The Indian rupee is poised to start higher on Friday, thanks to the substantial intervention by the Reserve Bank of India (RBI) in the previous session. Non-deliverable forwards suggest that the rupee will open at approximately 83.16-83.18 against the U.S. dollar, compared to 83.2450 on Thursday.
During Thursday's trading session, the RBI was actively offering dollars, with particularly significant intervention just before 3.30 pm, according to a foreign exchange trader at a major international bank. This late intervention likely prompted some investors with long positions on the USD/INR to exit, setting the tone for the rupee's performance on Friday.
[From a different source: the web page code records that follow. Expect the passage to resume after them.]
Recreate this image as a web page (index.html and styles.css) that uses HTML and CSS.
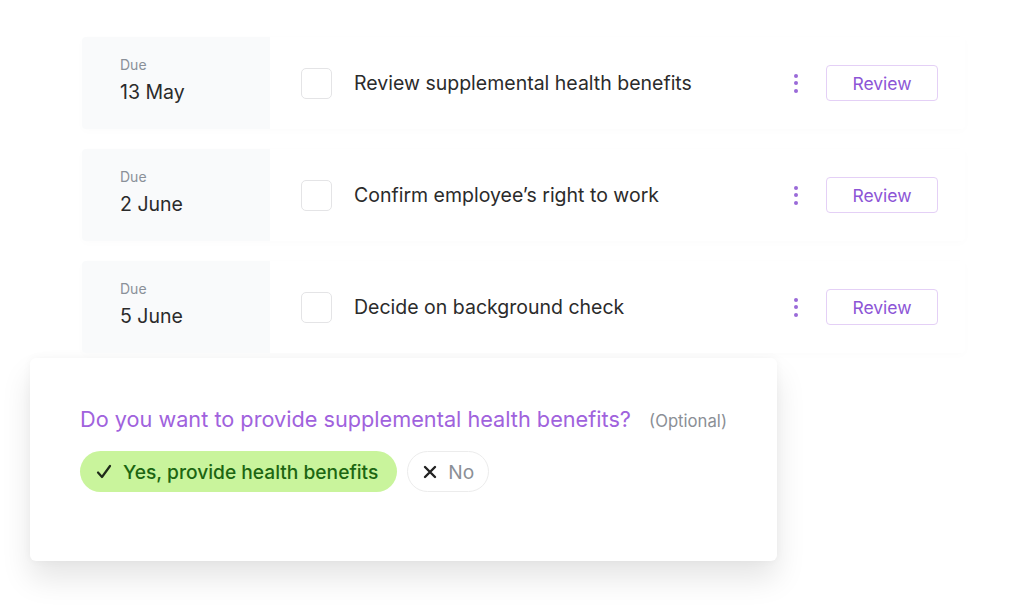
FILE: index.html
```html
<!DOCTYPE html>
<html lang="en">
<head>
  <meta charset="UTF-8">
  <meta name="viewport" content="width=device-width, initial-scale=1">
  <title>Onboarding tasks</title>
  <link rel="stylesheet" href="styles.css">
</head>
<body>
  <div class="tasks">
    <div class="task">
      <div class="due">
        <span class="due-label">Due</span>
        <span class="due-date">13 May</span>
      </div>
      <span class="check"></span>
      <span class="task-title">Review supplemental health benefits</span>
      <span class="kebab"><i></i><i></i><i></i></span>
      <button class="review">Review</button>
    </div>
    <div class="task">
      <div class="due">
        <span class="due-label">Due</span>
        <span class="due-date">2 June</span>
      </div>
      <span class="check"></span>
      <span class="task-title">Confirm employee’s right to work</span>
      <span class="kebab"><i></i><i></i><i></i></span>
      <button class="review">Review</button>
    </div>
    <div class="task">
      <div class="due">
        <span class="due-label">Due</span>
        <span class="due-date">5 June</span>
      </div>
      <span class="check"></span>
      <span class="task-title">Decide on background check</span>
      <span class="kebab"><i></i><i></i><i></i></span>
      <button class="review">Review</button>
    </div>
  </div>

  <div class="question-card">
    <p class="question">Do you want to provide supplemental health benefits? <span class="optional">(Optional)</span></p>
    <div class="answers">
      <button class="pill pill-yes">
        <svg width="16" height="16" viewBox="0 0 16 16"><polyline points="2,8.5 6,13 14,2" fill="none" stroke="#1f2a1a" stroke-width="2.2" stroke-linecap="round" stroke-linejoin="round"/></svg>
        Yes, provide health benefits
      </button>
      <button class="pill pill-no">
        <svg width="14" height="14" viewBox="0 0 14 14"><path d="M2 2 L12 12 M12 2 L2 12" stroke="#222" stroke-width="2.4" stroke-linecap="round"/></svg>
        No
      </button>
    </div>
  </div>
</body>
</html>
```

FILE: styles.css
```css
body {
  margin: 0;
  padding-bottom: 50px;
  background: #ffffff;
  font-family: Inter, "Noto Sans", sans-serif;
  color: #2b2b2b;
}

.tasks {
  padding: 37px 0 0 82px;
  display: flex;
  flex-direction: column;
  gap: 20px;
}

.task {
  width: 883px;
  height: 92px;
  display: flex;
  align-items: center;
  background: #fff;
  border-radius: 4px;
  box-shadow: 0 2px 10px rgba(0, 0, 0, 0.015);
}

.due {
  width: 188px;
  height: 100%;
  box-sizing: border-box;
  padding: 0 0 6px 38px;
  background: #f9fafb;
  border-radius: 4px 0 0 4px;
  display: flex;
  flex-direction: column;
  justify-content: center;
  gap: 7px;
}

.due-label {
  font-size: 14px;
  color: #8a9099;
}

.due-date {
  font-size: 19.5px;
  color: #2b2b2b;
}

.check {
  width: 29px;
  height: 29px;
  margin-left: 31px;
  border: 1.5px solid #e4e4e6;
  border-radius: 5px;
  flex-shrink: 0;
}

.task-title {
  margin-left: 22px;
  font-size: 19.5px;
  flex: 1;
}

.kebab {
  display: flex;
  flex-direction: column;
  gap: 3.5px;
  margin-right: 28px;
}

.kebab i {
  width: 4px;
  height: 4px;
  border-radius: 50%;
  background: #9a6ad8;
}

.review {
  width: 112px;
  height: 36px;
  margin-right: 27px;
  background: #fff;
  border: 1px solid #e4d0f6;
  border-radius: 4px;
  font-family: inherit;
  font-size: 17.5px;
  color: #8d55d6;
}

.question-card {
  width: 747px;
  height: 203px;
  box-sizing: border-box;
  margin: 5px 0 0 30px;
  padding: 48px 0 0 50px;
  background: #fff;
  border-radius: 6px;
  box-shadow: 0 18px 30px rgba(0, 0, 0, 0.1), 0 0 8px rgba(0, 0, 0, 0.04);
}

.question {
  margin: 0;
  font-size: 21.7px;
  color: #a062dd;
}

.optional {
  margin-left: 12px;
  font-size: 16.7px;
  color: #8b8f96;
}

.answers {
  display: flex;
  gap: 10px;
  margin-top: 19px;
}

.pill {
  height: 41px;
  display: flex;
  align-items: center;
  gap: 11px;
  border-radius: 21px;
  font-family: inherit;
  font-size: 19.2px;
}

.pill-yes {
  padding: 0 19px 0 16px;
  background: #c9f49c;
  border: none;
  color: #1c6612;
  font-weight: 500;
}

.pill-no {
  padding: 0 14px 0 15px;
  background: #fff;
  border: 1px solid #ececec;
  color: #8b8f96;
}
```
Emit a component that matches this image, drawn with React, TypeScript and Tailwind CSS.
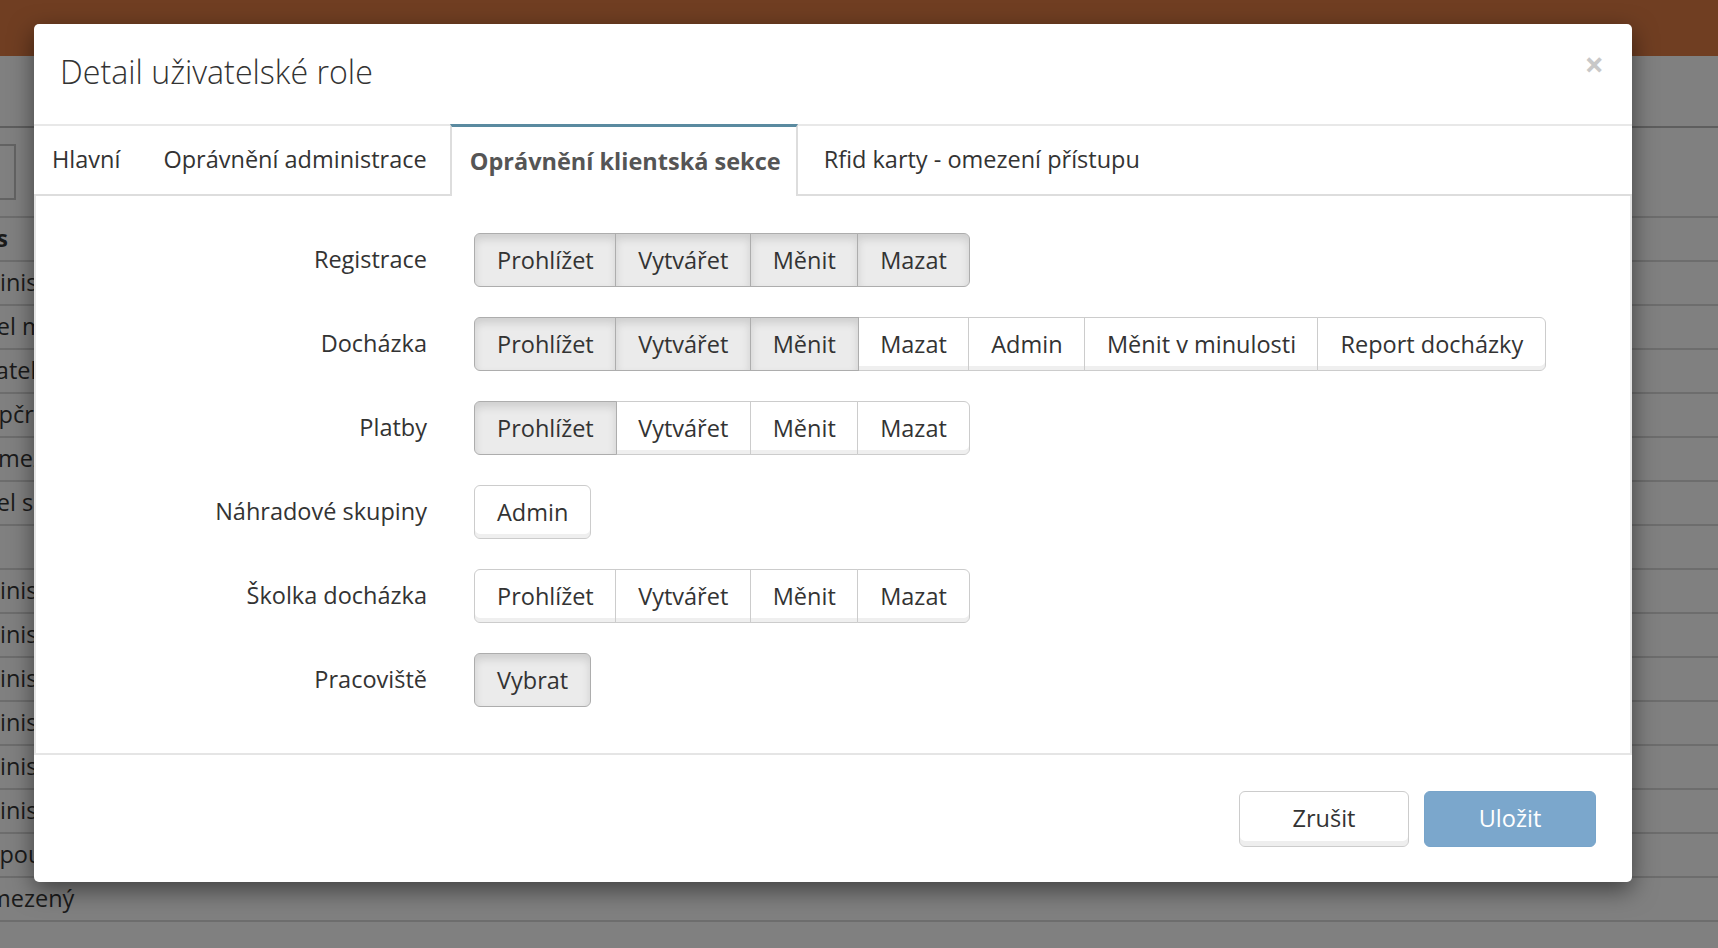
import React from 'react'

const permissionRows = [
  {
    label: 'Registrace',
    options: [
      { name: 'Prohlížet', on: true },
      { name: 'Vytvářet', on: true },
      { name: 'Měnit', on: true },
      { name: 'Mazat', on: true },
    ],
  },
  {
    label: 'Docházka',
    options: [
      { name: 'Prohlížet', on: true },
      { name: 'Vytvářet', on: true },
      { name: 'Měnit', on: true },
      { name: 'Mazat', on: false },
      { name: 'Admin', on: false },
      { name: 'Měnit v minulosti', on: false },
      { name: 'Report docházky', on: false },
    ],
  },
  {
    label: 'Platby',
    options: [
      { name: 'Prohlížet', on: true },
      { name: 'Vytvářet', on: false },
      { name: 'Měnit', on: false },
      { name: 'Mazat', on: false },
    ],
  },
  {
    label: 'Náhradové skupiny',
    options: [{ name: 'Admin', on: false }],
  },
  {
    label: 'Školka docházka',
    options: [
      { name: 'Prohlížet', on: false },
      { name: 'Vytvářet', on: false },
      { name: 'Měnit', on: false },
      { name: 'Mazat', on: false },
    ],
  },
  {
    label: 'Pracoviště',
    options: [{ name: 'Vybrat', on: true }],
  },
]

const tabs = [
  { name: 'Hlavní', cls: 'pl-[16px] pr-[18px] mr-[3px] border-transparent text-[#333]' },
  { name: 'Oprávnění administrace', cls: 'px-[18px] mr-[3px] border-transparent text-[#333]' },
  {
    name: 'Oprávnění klientská sekce',
    cls: 'pl-[18px] pr-[15px] mr-[6px] border-[#dddddd] border-t-[3px] border-t-[#5a8aa0] bg-white -mb-[2px] -mt-[2px] font-bold text-[#555]',
  },
  { name: 'Rfid karty - omezení přístupu', cls: 'px-[18px] mr-[3px] border-transparent text-[#333]' },
]

// rows of the page table behind the overlay (only the edges are visible)
const bgRows = [
  { text: 'Popis', indent: 'ml-[-55px]', bold: true },
  { text: 'Administrátor', indent: 'ml-[-51px]' },
  { text: 'Učitel matematiky', indent: 'ml-[-46px]' },
  { text: 'Uživatel', indent: 'ml-[-50px]' },
  { text: 'Kopčrová', indent: 'ml-[-30px]' },
  { text: 'Neomezený', indent: 'ml-[-47px]' },
  { text: 'Učitel sportu', indent: 'ml-[-46px]' },
  { text: '', indent: '' },
  { text: 'Administrátor', indent: 'ml-[-51px]' },
  { text: 'Administrátor', indent: 'ml-[-51px]' },
  { text: 'Administrátor', indent: 'ml-[-51px]' },
  { text: 'Administrátor', indent: 'ml-[-51px]' },
  { text: 'Administrátor', indent: 'ml-[-51px]' },
  { text: 'Administrátor', indent: 'ml-[-51px]' },
  { text: 'Uživatel pouze čtení', indent: 'ml-[-93px]' },
  { text: 'Neomezený', indent: 'ml-[-56px]' },
]

function PermissionGroup({ options }: { options: { name: string; on: boolean }[] }) {
  return (
    <div className="flex">
      {options.map((opt, i) => {
        const first = i === 0
        const last = i === options.length - 1
        return (
          <button
            key={opt.name}
            className={`relative h-[54px] px-[22px] border-[1.6px] text-[23.5px] leading-[32px] text-[#333] whitespace-nowrap ${
              first ? 'rounded-l-[6px]' : '-ml-[1.6px]'
            } ${last ? 'rounded-r-[6px]' : ''} ${
              opt.on
                ? 'z-10 bg-[#ebebeb] border-[#adadad] shadow-[inset_0_5px_8px_rgba(0,0,0,0.125)]'
                : 'bg-white border-[#cccccc] shadow-[inset_0_-4px_0_#efefef]'
            }`}
          >
            {opt.name}
          </button>
        )
      })}
    </div>
  )
}

export default function App() {
  return (
    <div className="relative w-full h-[948px] overflow-hidden bg-[#808080] font-['Open_Sans',sans-serif]">
      {/* Page behind the backdrop */}
      <div className="h-[56px] bg-[#703e22]" />
      <div className="h-[72px] border-b-2 border-[#5e5e5e]" />
      <div className="h-[88px] flex items-center">
        <div className="w-[16px] h-[56px] border-2 border-l-0 border-[#636363]" />
      </div>
      <div className="border-t-2 border-[#6d6d6d]">
        {bgRows.map((row, i) => (
          <div
            key={i}
            className="h-[44px] border-b-2 border-[#6d6d6d] flex items-center overflow-hidden"
          >
            <span
              className={`${row.indent} whitespace-nowrap text-[23.5px] text-[#1a1a1a] ${
                row.bold ? 'font-bold' : ''
              }`}
            >
              {row.text}
            </span>
          </div>
        ))}
      </div>

      {/* Modal */}
      <div className="absolute inset-0">
        <div className="ml-[34px] mt-[24px] w-[1598px] bg-white rounded-[5px] shadow-[0_8px_24px_rgba(0,0,0,0.5)]">
          {/* Header */}
          <div className="h-[102px] flex justify-between border-b-2 border-[#e8e8e8] pl-[26px] pr-[28px]">
            <h4 className="self-center mb-[4px] text-[32.2px] font-light text-[#333] leading-[44px]">
              Detail uživatelské role
            </h4>
            <button className="self-start mt-[23px] text-[34px] leading-none font-bold text-[#c8c8c8]">
              ×
            </button>
          </div>

          {/* Tabs */}
          <div className="h-[70px] flex border-b-2 border-[#dddddd]">
            {tabs.map((tab) => (
              <div
                key={tab.name}
                className={`flex items-center text-[23.5px] whitespace-nowrap border-x-2 ${tab.cls}`}
              >
                {tab.name}
              </div>
            ))}
          </div>

          {/* Body */}
          <div className="border-x-2 border-b-2 border-[#e5e5e5] pt-[37px] pb-[46px] flex flex-col gap-[30px]">
            {permissionRows.map((row) => (
              <div key={row.label} className="flex items-center">
                <div className="w-[391px] text-right text-[23.5px] text-[#333]">{row.label}</div>
                <div className="ml-[47px]">
                  <PermissionGroup options={row.options} />
                </div>
              </div>
            ))}
          </div>

          {/* Footer */}
          <div className="h-[127px] flex items-center justify-end gap-[15px] pr-[36px]">
            <button className="w-[170px] h-[56px] rounded-[6px] border-[1.6px] border-[#cccccc] bg-white text-[23.5px] text-[#333] shadow-[inset_0_-5px_0_#eeeeee]">
              Zrušit
            </button>
            <button className="w-[172px] h-[56px] rounded-[6px] border-[1.6px] border-[#77a4ca] bg-[#7ba7cc] text-[23.5px] text-white">
              Uložit
            </button>
          </div>
        </div>
      </div>
    </div>
  )
}
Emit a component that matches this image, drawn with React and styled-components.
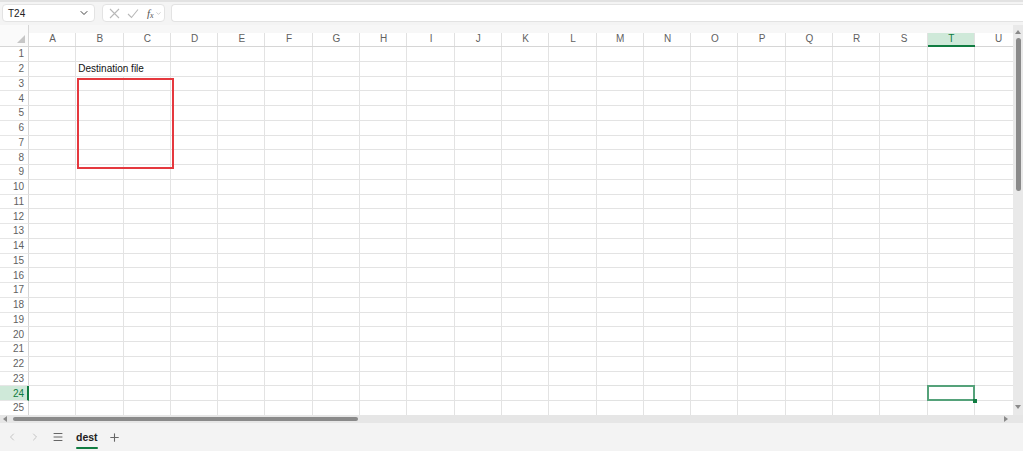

Meanwhile, other Asian currencies faced declines as the 10-year U.S. Treasury yield reached 5% for the first time since 2007. Factors contributing to this upward pressure on U.S. yields include slightly higher-than-expected U.S. headline inflation data, robust economic indicators in the United States, unfavorable demand-supply dynamics, and signals from Federal Reserve officials indicating the likelihood of higher interest rates. The 10-year U.S. yield has increased by nearly 40 basis points in October, despite ongoing Middle East conflicts.
Federal Reserve Chair Jerome Powell reiterated the message conveyed by other policymakers, emphasizing that the strength of the U.S. economy and tight labor markets may necessitate stricter borrowing conditions to control inflation. However, rising market interest rates could potentially reduce the need for central bank intervention. Powell indicated that rates would likely remain unchanged at the upcoming November 1-2 meeting but could stay "higher for longer," according to Singapore's OCBC bank.
Additionally, recent data revealed that the U.S. labor market continues to perform well, as weekly jobless claims dropped to a nine-month low on Thursday.